**Task**
Repeat, exactly and only, the lines from the beginning of the data through the line with "<StatusBar />". Pictures are left out.

**Supplied data**

Begin

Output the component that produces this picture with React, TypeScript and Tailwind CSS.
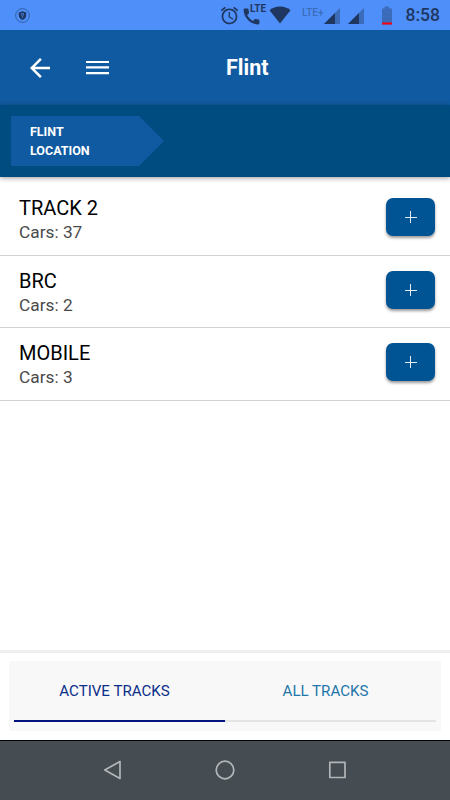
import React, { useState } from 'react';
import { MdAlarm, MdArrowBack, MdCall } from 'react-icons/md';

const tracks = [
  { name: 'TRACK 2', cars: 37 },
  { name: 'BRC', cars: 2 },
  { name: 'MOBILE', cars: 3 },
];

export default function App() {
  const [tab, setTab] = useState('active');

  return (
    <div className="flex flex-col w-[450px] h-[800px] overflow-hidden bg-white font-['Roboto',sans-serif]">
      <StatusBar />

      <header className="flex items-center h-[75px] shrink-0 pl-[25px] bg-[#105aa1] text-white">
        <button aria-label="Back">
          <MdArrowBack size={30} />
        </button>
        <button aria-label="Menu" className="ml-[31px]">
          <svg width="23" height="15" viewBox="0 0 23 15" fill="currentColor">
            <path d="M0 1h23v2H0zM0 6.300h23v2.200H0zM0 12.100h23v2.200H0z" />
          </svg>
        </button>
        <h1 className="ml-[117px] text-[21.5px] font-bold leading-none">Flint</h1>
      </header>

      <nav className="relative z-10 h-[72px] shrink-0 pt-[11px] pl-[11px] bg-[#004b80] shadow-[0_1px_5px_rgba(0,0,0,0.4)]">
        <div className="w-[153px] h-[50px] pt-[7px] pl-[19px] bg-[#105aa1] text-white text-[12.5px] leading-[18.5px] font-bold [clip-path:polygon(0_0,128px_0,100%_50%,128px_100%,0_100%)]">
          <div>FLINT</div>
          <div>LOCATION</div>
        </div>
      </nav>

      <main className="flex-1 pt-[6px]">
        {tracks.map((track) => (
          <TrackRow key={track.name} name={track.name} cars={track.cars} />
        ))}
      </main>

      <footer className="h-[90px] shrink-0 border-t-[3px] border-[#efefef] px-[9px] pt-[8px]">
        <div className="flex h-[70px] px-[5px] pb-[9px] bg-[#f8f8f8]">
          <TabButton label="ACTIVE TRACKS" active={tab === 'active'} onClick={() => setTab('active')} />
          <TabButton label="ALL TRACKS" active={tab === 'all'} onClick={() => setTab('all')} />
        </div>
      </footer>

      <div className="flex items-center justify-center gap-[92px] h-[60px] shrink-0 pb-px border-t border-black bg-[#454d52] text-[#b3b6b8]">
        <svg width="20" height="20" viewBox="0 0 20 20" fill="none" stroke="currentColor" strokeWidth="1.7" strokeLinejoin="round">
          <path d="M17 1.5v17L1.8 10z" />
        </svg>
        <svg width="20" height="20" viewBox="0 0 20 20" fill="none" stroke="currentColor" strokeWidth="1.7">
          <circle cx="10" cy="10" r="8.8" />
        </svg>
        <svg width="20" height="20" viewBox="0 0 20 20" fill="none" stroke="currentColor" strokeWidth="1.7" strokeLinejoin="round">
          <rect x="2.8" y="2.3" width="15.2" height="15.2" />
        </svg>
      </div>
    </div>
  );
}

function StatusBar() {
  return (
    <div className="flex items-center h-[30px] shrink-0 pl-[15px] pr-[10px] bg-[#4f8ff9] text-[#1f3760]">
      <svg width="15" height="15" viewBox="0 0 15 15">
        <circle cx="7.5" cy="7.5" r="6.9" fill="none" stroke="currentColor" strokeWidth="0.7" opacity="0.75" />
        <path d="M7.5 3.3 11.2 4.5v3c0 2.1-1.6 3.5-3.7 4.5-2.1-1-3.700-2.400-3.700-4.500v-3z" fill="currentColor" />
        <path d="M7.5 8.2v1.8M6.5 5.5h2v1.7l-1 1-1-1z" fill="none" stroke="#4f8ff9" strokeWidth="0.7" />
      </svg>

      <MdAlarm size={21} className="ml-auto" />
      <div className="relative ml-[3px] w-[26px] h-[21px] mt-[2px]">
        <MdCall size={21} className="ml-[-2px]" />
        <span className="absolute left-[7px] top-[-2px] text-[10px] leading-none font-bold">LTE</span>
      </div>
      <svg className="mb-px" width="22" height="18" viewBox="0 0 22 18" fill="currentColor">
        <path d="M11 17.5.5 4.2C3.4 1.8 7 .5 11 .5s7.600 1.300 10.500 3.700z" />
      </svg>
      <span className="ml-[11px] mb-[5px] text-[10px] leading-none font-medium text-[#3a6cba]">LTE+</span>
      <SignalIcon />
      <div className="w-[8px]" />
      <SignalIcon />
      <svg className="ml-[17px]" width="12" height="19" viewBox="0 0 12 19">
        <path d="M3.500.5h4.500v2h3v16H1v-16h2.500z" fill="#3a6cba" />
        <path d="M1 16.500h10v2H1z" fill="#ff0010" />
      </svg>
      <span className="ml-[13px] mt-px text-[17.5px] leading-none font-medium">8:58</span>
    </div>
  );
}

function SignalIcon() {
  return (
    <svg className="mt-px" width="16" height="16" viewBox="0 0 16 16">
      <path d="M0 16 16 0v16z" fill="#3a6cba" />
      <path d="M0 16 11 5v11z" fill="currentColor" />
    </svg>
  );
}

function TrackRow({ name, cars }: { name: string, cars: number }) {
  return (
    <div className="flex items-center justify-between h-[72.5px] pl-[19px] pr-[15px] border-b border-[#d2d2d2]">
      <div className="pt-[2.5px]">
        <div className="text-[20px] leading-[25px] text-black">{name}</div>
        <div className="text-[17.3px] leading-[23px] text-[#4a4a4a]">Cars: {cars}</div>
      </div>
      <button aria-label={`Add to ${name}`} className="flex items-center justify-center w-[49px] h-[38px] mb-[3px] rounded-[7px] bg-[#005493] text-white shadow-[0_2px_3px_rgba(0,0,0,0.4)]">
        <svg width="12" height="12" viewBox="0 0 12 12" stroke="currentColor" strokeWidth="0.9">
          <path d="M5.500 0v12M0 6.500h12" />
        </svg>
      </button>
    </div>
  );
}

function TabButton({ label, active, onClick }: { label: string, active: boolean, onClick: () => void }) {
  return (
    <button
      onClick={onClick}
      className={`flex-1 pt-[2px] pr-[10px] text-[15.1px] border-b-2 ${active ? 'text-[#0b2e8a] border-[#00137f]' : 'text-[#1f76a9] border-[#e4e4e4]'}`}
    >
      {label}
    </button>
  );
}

End

**Task solution**
Output the component that produces this picture with React, TypeScript and Tailwind CSS.
import React, { useState } from 'react';
import { MdAlarm, MdArrowBack, MdCall } from 'react-icons/md';

const tracks = [
  { name: 'TRACK 2', cars: 37 },
  { name: 'BRC', cars: 2 },
  { name: 'MOBILE', cars: 3 },
];

export default function App() {
  const [tab, setTab] = useState('active');

  return (
    <div className="flex flex-col w-[450px] h-[800px] overflow-hidden bg-white font-['Roboto',sans-serif]">
      <StatusBar />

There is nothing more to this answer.